Given information:

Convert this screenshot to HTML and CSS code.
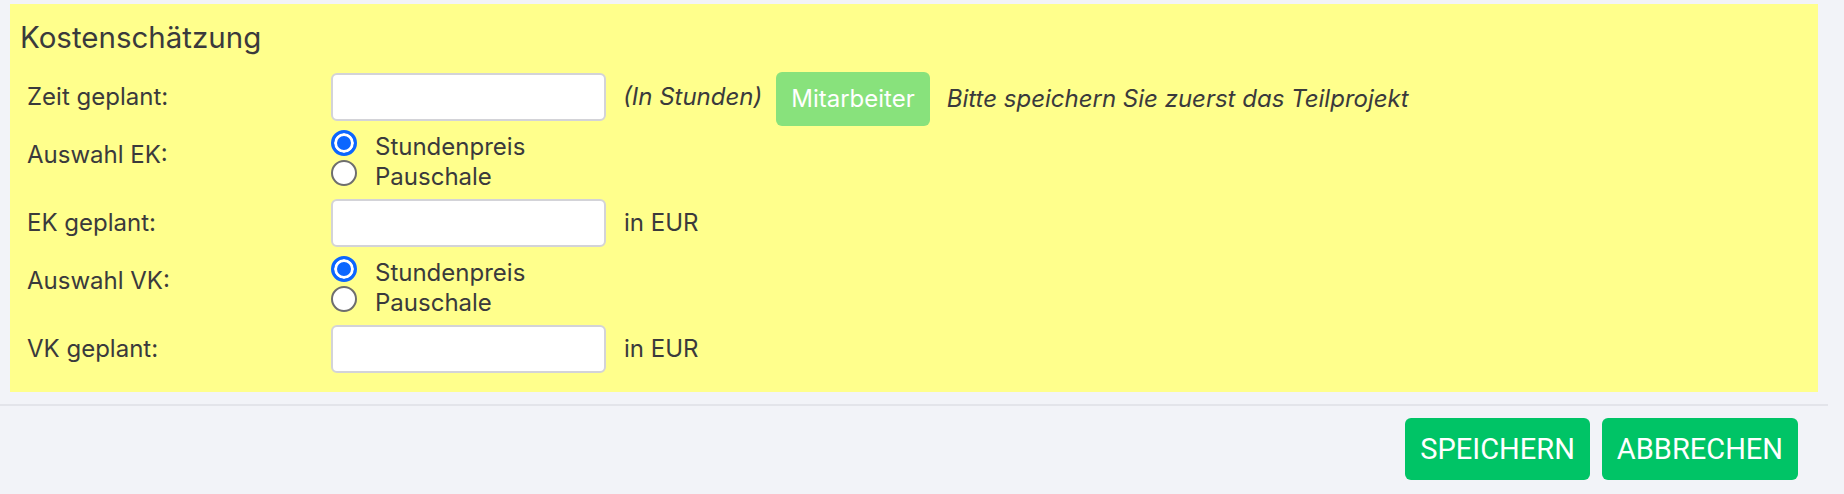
FILE: index.html
```html
<!DOCTYPE html>
<html lang="de">
<head>
<meta charset="utf-8">
<title>Kostenschätzung</title>
<link rel="stylesheet" href="styles.css">
</head>
<body>
<div class="page">
  <section class="panel">
    <h2 class="panel-title">Kostenschätzung</h2>
    <div class="form">
      <div class="row row-first">
        <label class="label label-input">Zeit geplant:</label>
        <div class="field">
          <input class="text-input" type="text">
          <span class="hint hint-italic">(In Stunden)</span>
          <button class="btn-staff" type="button">Mitarbeiter</button>
          <span class="note">Bitte speichern Sie zuerst das Teilprojekt</span>
        </div>
      </div>
      <div class="row row-radio-ek">
        <label class="label label-radio">Auswahl EK:</label>
        <div class="radio-group">
          <label class="radio-option"><span class="radio checked"></span><span class="radio-text">Stundenpreis</span></label>
          <label class="radio-option"><span class="radio"></span><span class="radio-text">Pauschale</span></label>
        </div>
      </div>
      <div class="row row-input-ek">
        <label class="label label-input">EK geplant:</label>
        <div class="field">
          <input class="text-input" type="text">
          <span class="hint">in EUR</span>
        </div>
      </div>
      <div class="row row-radio-vk">
        <label class="label label-radio">Auswahl VK:</label>
        <div class="radio-group">
          <label class="radio-option"><span class="radio checked"></span><span class="radio-text">Stundenpreis</span></label>
          <label class="radio-option"><span class="radio"></span><span class="radio-text">Pauschale</span></label>
        </div>
      </div>
      <div class="row row-input-vk">
        <label class="label label-input">VK geplant:</label>
        <div class="field">
          <input class="text-input" type="text">
          <span class="hint">in EUR</span>
        </div>
      </div>
    </div>
  </section>
  <footer class="actions">
    <button class="btn-action" type="button">SPEICHERN</button>
    <button class="btn-action" type="button">ABBRECHEN</button>
  </footer>
</div>
</body>
</html>
```
FILE: styles.css
```css
* { box-sizing: border-box; }

html, body {
  margin: 0;
  padding: 0;
  background: #f2f3f8;
}

body {
  font-family: Inter, "Noto Sans", sans-serif;
  color: #3a3a3c;
}

.page {
  margin-right: 16px;
}

.panel {
  margin: 4px 10px 0 10px;
  background: #ffff8c;
  padding: 16px 0 0 10px;
}

.panel-title {
  margin: 0;
  font-size: 29.5px;
  font-weight: 400;
  line-height: 34px;
  color: #3a3a3c;
}

.form {
  margin-top: 18px;
  padding-left: 7px;
}

.row {
  display: flex;
  align-items: flex-start;
}

.row-first { height: 54px; }
.row-radio-ek { height: 64px; }
.row-input-ek { height: 64px; padding-top: 9px; }
.row-radio-vk { height: 60px; }
.row-input-vk { height: 78px; padding-top: 11px; }

.row-first .label,
.row-first .text-input { margin-top: 1px; }

.label {
  width: 304px;
  flex: none;
  font-size: 24px;
}

.label-input {
  line-height: 48px;
}

.label-radio {
  line-height: 30px;
}

.row-radio-ek .label { margin-top: 14px; }
.row-radio-ek .radio-group { margin-top: 2px; }
.row-radio-vk .label { margin-top: 12px; }

.field {
  display: flex;
  align-items: flex-start;
}

.text-input {
  width: 275px;
  height: 48px;
  border: 2px solid #d3d3d8;
  border-radius: 6px;
  background: #fff;
  font: inherit;
  margin: 0;
  padding: 0 10px;
  outline: none;
}

.hint {
  font-size: 24px;
  line-height: 48px;
  margin-left: 18px;
}

.row-first .hint { margin-top: 1px; }

.hint-italic {
  font-style: italic;
  margin-left: 17px;
}

.btn-staff {
  margin-left: 14px;
  height: 54px;
  padding: 0 15px;
  border: none;
  border-radius: 6px;
  background: #88e27c;
  color: #fff;
  font-family: Inter, "Noto Sans", sans-serif;
  font-size: 24px;
  line-height: 54px;
}

.note {
  margin-left: 17px;
  font-size: 24px;
  font-style: italic;
  line-height: 54px;
}

.radio-group {
  display: flex;
  flex-direction: column;
}

.radio-option {
  display: flex;
  align-items: flex-start;
  gap: 18px;
  height: 30px;
  font-size: 24px;
}

.radio-text {
  line-height: 30px;
  margin-top: 4px;
}

.radio {
  width: 26px;
  height: 26px;
  margin-top: 2px;
  border-radius: 50%;
  border: 2px solid #6e6e6e;
  background: #fff;
  flex: none;
}

.radio.checked {
  border: 3px solid #0b66ff;
  background: #0b66ff;
  box-shadow: inset 0 0 0 3px #fff;
}

.actions {
  margin-top: 12px;
  border-top: 2px solid #e3e4ea;
  padding: 12px 30px 0 0;
  display: flex;
  justify-content: flex-end;
  gap: 12px;
}

.btn-action {
  height: 62px;
  padding: 0 15px;
  border: none;
  border-radius: 6px;
  background: #00c466;
  color: #fff;
  font-family: Roboto, "Liberation Sans", sans-serif;
  font-size: 29px;
  line-height: 62px;
}
```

Task requirements: Copy the listing word for word, excluding its pictures.

Task output:
Convert this screenshot to HTML and CSS code.
FILE: index.html
```html
<!DOCTYPE html>
<html lang="de">
<head>
<meta charset="utf-8">
<title>Kostenschätzung</title>
<link rel="stylesheet" href="styles.css">
</head>
<body>
<div class="page">
  <section class="panel">
    <h2 class="panel-title">Kostenschätzung</h2>
    <div class="form">
      <div class="row row-first">
        <label class="label label-input">Zeit geplant:</label>
        <div class="field">
          <input class="text-input" type="text">
          <span class="hint hint-italic">(In Stunden)</span>
          <button class="btn-staff" type="button">Mitarbeiter</button>
          <span class="note">Bitte speichern Sie zuerst das Teilprojekt</span>
        </div>
      </div>
      <div class="row row-radio-ek">
        <label class="label label-radio">Auswahl EK:</label>
        <div class="radio-group">
          <label class="radio-option"><span class="radio checked"></span><span class="radio-text">Stundenpreis</span></label>
          <label class="radio-option"><span class="radio"></span><span class="radio-text">Pauschale</span></label>
        </div>
      </div>
      <div class="row row-input-ek">
        <label class="label label-input">EK geplant:</label>
        <div class="field">
          <input class="text-input" type="text">
          <span class="hint">in EUR</span>
        </div>
      </div>
      <div class="row row-radio-vk">
        <label class="label label-radio">Auswahl VK:</label>
        <div class="radio-group">
          <label class="radio-option"><span class="radio checked"></span><span class="radio-text">Stundenpreis</span></label>
          <label class="radio-option"><span class="radio"></span><span class="radio-text">Pauschale</span></label>
        </div>
      </div>
      <div class="row row-input-vk">
        <label class="label label-input">VK geplant:</label>
        <div class="field">
          <input class="text-input" type="text">
          <span class="hint">in EUR</span>
        </div>
      </div>
    </div>
  </section>
  <footer class="actions">
    <button class="btn-action" type="button">SPEICHERN</button>
    <button class="btn-action" type="button">ABBRECHEN</button>
  </footer>
</div>
</body>
</html>
```
FILE: styles.css
```css
* { box-sizing: border-box; }

html, body {
  margin: 0;
  padding: 0;
  background: #f2f3f8;
}

body {
  font-family: Inter, "Noto Sans", sans-serif;
  color: #3a3a3c;
}

.page {
  margin-right: 16px;
}

.panel {
  margin: 4px 10px 0 10px;
  background: #ffff8c;
  padding: 16px 0 0 10px;
}

.panel-title {
  margin: 0;
  font-size: 29.5px;
  font-weight: 400;
  line-height: 34px;
  color: #3a3a3c;
}

.form {
  margin-top: 18px;
  padding-left: 7px;
}

.row {
  display: flex;
  align-items: flex-start;
}

.row-first { height: 54px; }
.row-radio-ek { height: 64px; }
.row-input-ek { height: 64px; padding-top: 9px; }
.row-radio-vk { height: 60px; }
.row-input-vk { height: 78px; padding-top: 11px; }

.row-first .label,
.row-first .text-input { margin-top: 1px; }

.label {
  width: 304px;
  flex: none;
  font-size: 24px;
}

.label-input {
  line-height: 48px;
}

.label-radio {
  line-height: 30px;
}

.row-radio-ek .label { margin-top: 14px; }
.row-radio-ek .radio-group { margin-top: 2px; }
.row-radio-vk .label { margin-top: 12px; }

.field {
  display: flex;
  align-items: flex-start;
}

.text-input {
  width: 275px;
  height: 48px;
  border: 2px solid #d3d3d8;
  border-radius: 6px;
  background: #fff;
  font: inherit;
  margin: 0;
  padding: 0 10px;
  outline: none;
}

.hint {
  font-size: 24px;
  line-height: 48px;
  margin-left: 18px;
}

.row-first .hint { margin-top: 1px; }

.hint-italic {
  font-style: italic;
  margin-left: 17px;
}

.btn-staff {
  margin-left: 14px;
  height: 54px;
  padding: 0 15px;
  border: none;
  border-radius: 6px;
  background: #88e27c;
  color: #fff;
  font-family: Inter, "Noto Sans", sans-serif;
  font-size: 24px;
  line-height: 54px;
}

.note {
  margin-left: 17px;
  font-size: 24px;
  font-style: italic;
  line-height: 54px;
}

.radio-group {
  display: flex;
  flex-direction: column;
}

.radio-option {
  display: flex;
  align-items: flex-start;
  gap: 18px;
  height: 30px;
  font-size: 24px;
}

.radio-text {
  line-height: 30px;
  margin-top: 4px;
}

.radio {
  width: 26px;
  height: 26px;
  margin-top: 2px;
  border-radius: 50%;
  border: 2px solid #6e6e6e;
  background: #fff;
  flex: none;
}

.radio.checked {
  border: 3px solid #0b66ff;
  background: #0b66ff;
  box-shadow: inset 0 0 0 3px #fff;
}

.actions {
  margin-top: 12px;
  border-top: 2px solid #e3e4ea;
  padding: 12px 30px 0 0;
  display: flex;
  justify-content: flex-end;
  gap: 12px;
}

.btn-action {
  height: 62px;
  padding: 0 15px;
  border: none;
  border-radius: 6px;
  background: #00c466;
  color: #fff;
  font-family: Roboto, "Liberation Sans", sans-serif;
  font-size: 29px;
  line-height: 62px;
}
```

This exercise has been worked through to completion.